Well, to start off I would like to say that this book took me longer to read than I would’ve liked it to. It’s not a very long book so normally I would’ve had it done in a day or two…maybe a week tops if I had a busy week. But it took me months to get through this book. No that’s not me saying that I didn’t like the book, to be honest I loved it! But there were parts that would just….anger me and I would have to put it down and walk away from it for a while.
The Glass Castle is a memoir written by Jeanette Walls, which details her unconventional childhood. She grew up with an alcoholic father and a mother who seems to be mentally ill. Walls began her memoir by why she felt the need to write about her family. She has finally “made it”, a successful writer in New York City. One day as she’s strolling down the street she comes across her mother…picking out of the dumpster, and out of shame, she sinks down into the seat of her taxi and pretends that she didn’t notice her. Later she will confront her mother, asking her what she is supposed to tell people about her parents. Her mother replies by telling her to tell the truth….simple as that. If you think about it, it’s really not that simple.

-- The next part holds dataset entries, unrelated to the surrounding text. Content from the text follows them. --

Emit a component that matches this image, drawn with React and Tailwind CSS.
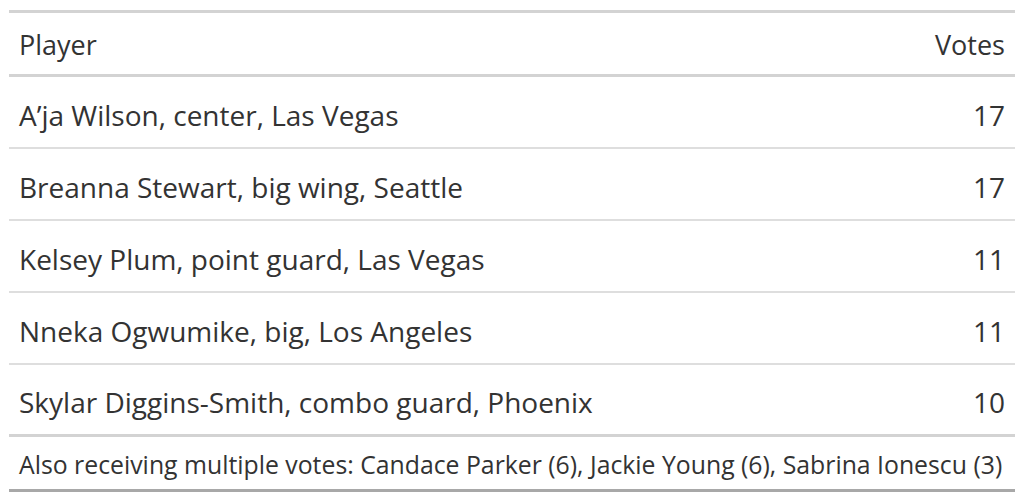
const rows = [
  ['A\u2019ja Wilson, center, Las Vegas', 17],
  ['Breanna Stewart, big wing, Seattle', 17],
  ['Kelsey Plum, point guard, Las Vegas', 11],
  ['Nneka Ogwumike, big, Los Angeles', 11],
  ['Skylar Diggins-Smith, combo guard, Phoenix', 10],
];

export default function App() {
  return (
    <div className="w-[1024px] h-[502px] bg-white pt-[10px] pl-[9px] text-[#333333] font-['Open_Sans',sans-serif]">
      <div className="w-[1006px] border-t-[3px] border-b-[3px] border-t-[#d3d3d3] border-b-[#a8a8a8]">
        <div className="flex items-center justify-between h-[64px] px-[10px] pt-[4px] text-[27px] border-b-[3px] border-[#d3d3d3]">
          <span>Player</span>
          <span>Votes</span>
        </div>
        {rows.map(([name, votes], i) => (
          <div
            key={name}
            className={`flex items-center justify-between h-[72px] px-[10px] pt-[5px] text-[28px] ${
              i < rows.length - 1 ? 'border-b-2 border-[#dedede]' : 'border-b-[3px] border-[#d3d3d3]'
            }`}
          >
            <span>{name}</span>
            <span>{votes}</span>
          </div>
        ))}
        <div className="flex items-center h-[52px] px-[10px] pt-[3px] text-[24.8px] whitespace-nowrap">
          Also receiving multiple votes: Candace Parker (6), Jackie Young (6), Sabrina Ionescu (3)
        </div>
      </div>
    </div>
  );
}
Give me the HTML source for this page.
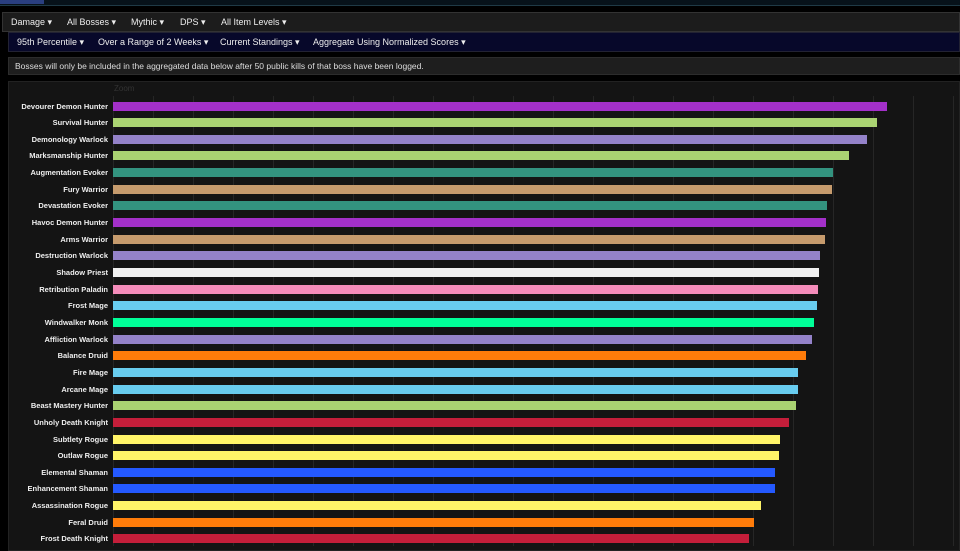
<!DOCTYPE html><html><head><style>
body{margin:0;width:960px;height:540px;overflow:hidden;background:#000;font-family:"Liberation Sans",sans-serif;position:relative}
.top{position:absolute;left:0;top:0;width:960px;height:5px;background:#07121a;border-bottom:1px solid #1f3a46}
.logo{position:absolute;left:0;top:0;width:44px;height:4px;background:#2a3f80}
.nav1{position:absolute;left:2px;top:12px;width:958px;height:20px;background:#1c1c1c;border:1px solid #333;box-sizing:border-box}
.nav2{position:absolute;left:8px;top:32px;width:952px;height:20px;background:#07082a;border:1px solid #223;box-sizing:border-box}
.nav1 span,.nav2 span{position:absolute;top:4px;color:#eee;font-size:9px;white-space:nowrap}
.note{position:absolute;left:8px;top:57px;width:952px;height:18px;background:#1e1e1e;border:1px solid #2c2c2c;box-sizing:border-box;color:#ddd;font-size:8.5px;padding:3px 6px}
.panel{position:absolute;left:8px;top:81px;width:952px;height:470px;background:#141414;border:1px solid #222;box-sizing:border-box}
.g{position:absolute;top:96px;height:450px;width:1px;background:#262626}
.lbl{position:absolute;right:852px;color:#eee;font-size:7.5px;font-weight:bold;white-space:nowrap}
.bar{position:absolute;left:113px;height:9px}
.zoom{position:absolute;left:114px;top:84px;color:#333;font-size:8px}
</style></head><body>
<div class="top"><div class="logo"></div></div>
<div class="nav1"><span style="left:8px">Damage ▾</span><span style="left:64px">All Bosses ▾</span><span style="left:128px">Mythic ▾</span><span style="left:177px">DPS ▾</span><span style="left:218px">All Item Levels ▾</span></div>
<div class="nav2"><span style="left:8px">95th Percentile ▾</span><span style="left:89px">Over a Range of 2 Weeks ▾</span><span style="left:211px">Current Standings ▾</span><span style="left:304px">Aggregate Using Normalized Scores ▾</span></div>
<div class="note">Bosses will only be included in the aggregated data below after 50 public kills of that boss have been logged.</div>
<div class="panel"></div>
<div class="zoom">Zoom</div>
<div id="c"></div>
<script>
var c=document.getElementById('c'),h='';
for(var x=113;x<960;x+=40)h+='<div class="g" style="left:'+x+'px"></div>';
var d=[["Devourer Demon Hunter",887,"#a330c9"],["Survival Hunter",877,"#aad372"],["Demonology Warlock",867,"#9482c9"],["Marksmanship Hunter",849,"#aad372"],["Augmentation Evoker",833,"#33937f"],["Fury Warrior",832,"#c69b6d"],["Devastation Evoker",827,"#33937f"],["Havoc Demon Hunter",826,"#a330c9"],["Arms Warrior",825,"#c69b6d"],["Destruction Warlock",820,"#9482c9"],["Shadow Priest",819,"#f0f0f0"],["Retribution Paladin",818,"#f48cba"],["Frost Mage",817,"#68ccef"],["Windwalker Monk",814,"#00ff98"],["Affliction Warlock",812,"#9482c9"],["Balance Druid",806,"#ff7c0a"],["Fire Mage",798,"#68ccef"],["Arcane Mage",798,"#68ccef"],["Beast Mastery Hunter",796,"#aad372"],["Unholy Death Knight",789,"#c41e3a"],["Subtlety Rogue",780,"#fff468"],["Outlaw Rogue",779,"#fff468"],["Elemental Shaman",775,"#2459ff"],["Enhancement Shaman",775,"#2459ff"],["Assassination Rogue",761,"#fff468"],["Feral Druid",754,"#ff7c0a"],["Frost Death Knight",749,"#c41e3a"]];
d.forEach(function(r,i){var y=106+i*16.65;
h+='<div class="lbl" style="top:'+(y-4.5)+'px">'+r[0]+'</div><div class="bar" style="top:'+(y-4.5)+'px;width:'+(r[1]-113)+'px;background:'+r[2]+'"></div>';});
c.innerHTML=h;
</script>
</body></html>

As Walls tries to come to terms with her upbringing throughout this memoir you begin to realize that The Glass Castle is anything but simple. We begin by learning of her young childhood on the west coast, her parents living as nomads. They moved so often between desert towns, always looking for the next big “adventure”. This chapter of Walls’ life we mainly get a look at her mother. She’s an artist and a writer, living in her own world. She doesn’t particularly show any concern in raising her children. She’s always looking for the next adventure…the next struggle. The family soon gives up their residence in Phoenix that her mother had inherited to move to her father’s home town of West Virginia…a small depressed coal town.
Once in West Virginia, the story begins to take a turn down a dark road. In this small town of West Virginia, the family begins to drift apart. Their father has taken a very dark turn, and up until this point he has always been the light of his daughters eye…..not so much anymore. Like their mother, their father has a big imagination. He takes small odd jobs that never seem to last long, and he is always chasing after this long lost dream to strike it rich with one of his crazy inventions. He continues to promise over and over again that once he strikes it rich he will build his family a “glass castle” – the most special project….a great big house for his family to settle down in. As their time in West Virginia goes on, things continue to get worse. However, Walls and her brother do their best to make the most of it. Feeding off of their father’s promise of the glass castle, they thought they would help him out by starting a hole in the backyard for the foundation of the new house. After it had been finished for a while, the family began to realize that there were certain things that they just couldn’t afford. One of them being trash pickup…which meant that the hole in the yard that was supposed to be used for the new house…would now be used for trash.
This is one of the situations that really angered me. These parents are just deliberately not taking care of their children. Making them empty promises and not caring how it could effect them later on in life. It really frustrated me that these parents…grown adults, could let their children go hungry, cold and without proper clothes or showers. These were the points where I had to put the book down for a while and breathe. The fact that I know there are still kids out there today that go through situations just like this one…makes me so angry. I feel for these children, I feel for the author, knowing that she lived this life.
Anyways…rant over. Determined not to end up like her parents, Walls moved herself to New York. She will go to college, graduate, gain employment as a writer, marry a rich husband, and settle down in her Park Avenue apartment. Walls tries to get her parents to visit her new apartment, to get a sneak peek into her new lifestyle. Her father of course refuses, her mother visits, but questions her values. Tells her that she raised her differently and that she shouldn’t be living the way that she is.
Umm values?? No offense but I didn’t realize that not feeding your children and basically living on the street were values that you wanted your children to pick up. I thought that parents were always supposed to want more for their kids. That they were supposed to want their kids to have more than they did, have better jobs, go to better schools. Just an overall better life. Instead, Walls has done just that and she is getting criticized for it….so unfair.
Now, I understand that there is probably more to this than meets the eye. Sure her parents were a drunk father and a somewhat lazy mother, but after reading and really reflecting on this memoir I feel like there are other lessons to be learned here. It reminds me of the quote….
I mean if you think about it, as Walls grew up she never really seemed unhappy until she was really old enough to understand what was going on. Each time they moved she really did see it as an adventure. Did her parents always provide her and her siblings with the food, clothes and other things that they needed? No. But what they did provide them with was love and happiness. All of their kids grew up believing in themselves, with an appreciation for the things that most of us take for granted today but most importantly they were loved, unconditionally.
Though they struggled to get through this crazy thing called life, they did it. They all made it. Did they all make it big? No they didn’t but they made it. We all grow up with struggles, they’re all different. But our struggles are what make us beautiful.